> [DATA SUPPLIED]:
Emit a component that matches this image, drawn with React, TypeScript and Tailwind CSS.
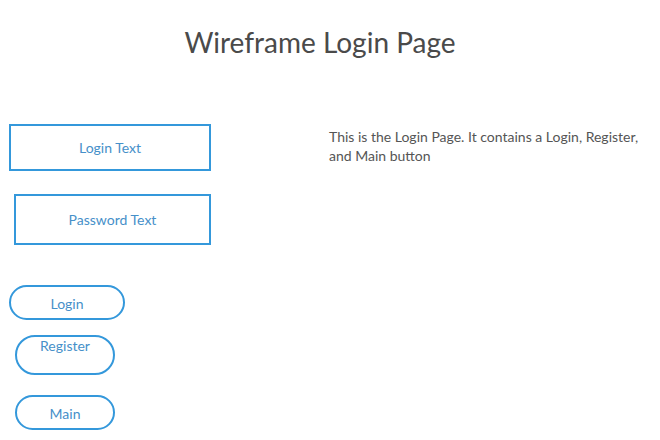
import React from "react";

export default function App() {
  return (
    <div className="w-[660px] h-[440px] bg-white overflow-hidden font-['Lato',sans-serif]">
      <h1 className="w-[640px] pt-[26px] text-center text-[28px] leading-[32px] text-[#4a4a4a]">
        Wireframe Login Page
      </h1>
      <div className="flex mt-[65px]">
        <div className="flex flex-col w-[211px] shrink-0">
          <div className="mt-[1px] ml-[9px] w-[202px] h-[47px] border-2 border-[#3498db] flex items-center justify-center text-[14px] text-[#4690c9]">
            Login Text
          </div>
          <div className="mt-[23px] ml-[14px] w-[197px] h-[51px] border-2 border-[#3498db] flex items-center justify-center text-[14px] text-[#4690c9]">
            Password Text
          </div>
          <div className="mt-[40px] ml-[9px] w-[116px] h-[35px] rounded-full border-2 border-[#3498db] flex items-center justify-center pt-[1px] text-[14px] text-[#4690c9]">
            Login
          </div>
          <div className="mt-[15px] ml-[15px] w-[100px] h-[40px] rounded-full border-2 border-[#3498db] flex items-start justify-center text-[14px] leading-[18px] text-[#4690c9]">
            Register
          </div>
          <div className="mt-[20px] ml-[15px] w-[100px] h-[35px] rounded-full border-2 border-[#3498db] flex items-center justify-center pt-[1px] text-[14px] text-[#4690c9]">
            Main
          </div>
        </div>
        <p className="ml-[118px] mt-[4px] w-[320px] text-[14px] leading-[19px] text-[#555555]">
          This is the Login Page. It contains a Login, Register, and Main button
        </p>
      </div>
    </div>
  );
}
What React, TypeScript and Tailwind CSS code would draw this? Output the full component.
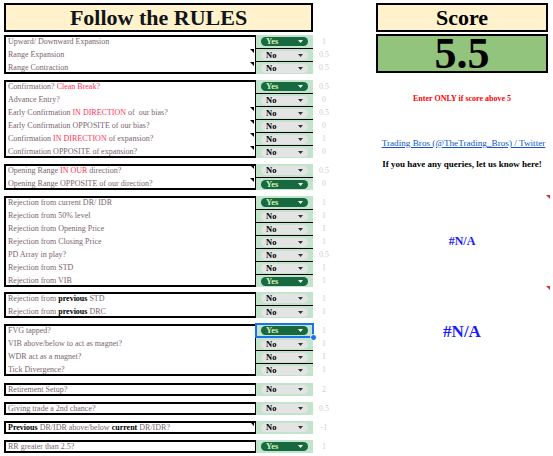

> [YOUR OBJECTIVE]:
Only a number is expected here: the count of lines in the listing that hold the string "full".

> [COMPLETE OUTPUT]:
4